Their horses went down. The Cheyenne’s took a bullet. Cody’s stepped in a prairie dog hole. Both men stopped one final time, took aim and fired. Yellow Hair missed. Cody didn’t.
“My usual luck did not desert me,” Cody said in his autobiography. “Mine stuck him in the breast. He reeled and fell, but before he had fairly touched the ground I was upon him, knife in hand, and had driven the keen-edged weapon to its hilt in his heart.”
“Jerking his war bonnet off, I scientifically scalped him in about five seconds,” Cody allegedly said. “The first scalp for Custer,” he added.
The story Cody told changed each time he told it.
In fact, Cody commissioned a stage play based on the event called “The Red Right Hand,” or “First Scalp for Custer.” In Cody’s fictionalized story, the two men dueled to the death.
There seems to be little question that Cody killed Yellow Hair. Exactly how it happened is the question.
The story remains one of the great tales of the 19th century American west. With his stage play, Cody was feeding a myth that matched popular fantasies of the day about Indian fighters. At the same time, he was also building one of the greatest theatrical careers in Western history.

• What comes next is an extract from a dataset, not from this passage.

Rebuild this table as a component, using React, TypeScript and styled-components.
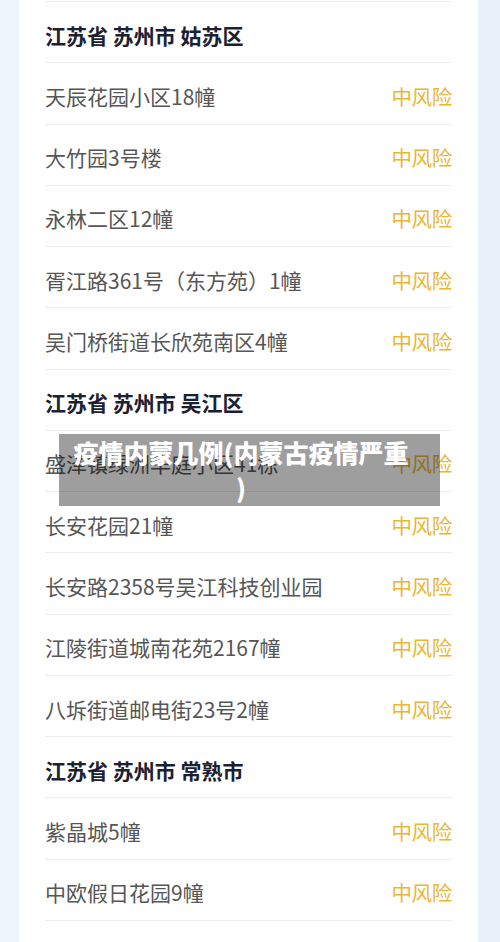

On June 22, Cody Old West Auction, Cody, Wyo., featured Buffalo Bill Cody’s handwritten story of what happened that day. Written in response to a question, the 6 inch by 4 inch letter along with a photo of Cody sold for $17,250.
Here are some current values for other Cody lots sold in the auction.
Buffalo Bill Cody
Stevensgraph; silk bookmark; Buffalo Bill; by Stevens, Coventry; 4 3/8 inches by 6 1/4 inches; $518.
The Game of Buffalo Bill; copyright 1898; colorful lithograph cover; complete with markers and spinner; 9 inches by 15 inches; $633.
Cabinet Card; Buffalo Bill; in Brig. General uniform of Nebraska National Guard; by Sauvy of Manchester; overall fine; 6 1/2 inches by 4 inches; $805.
Photograph; Buffalo Bill with Little Iron Trail and Idaho Kid; signed; inscribed; 8 inches by 10 inches; $1,725.
Cabinet Card; Buffalo Bill; circa 1880s; condition problems; 6 1/2 inches by 4 inches; $2,588.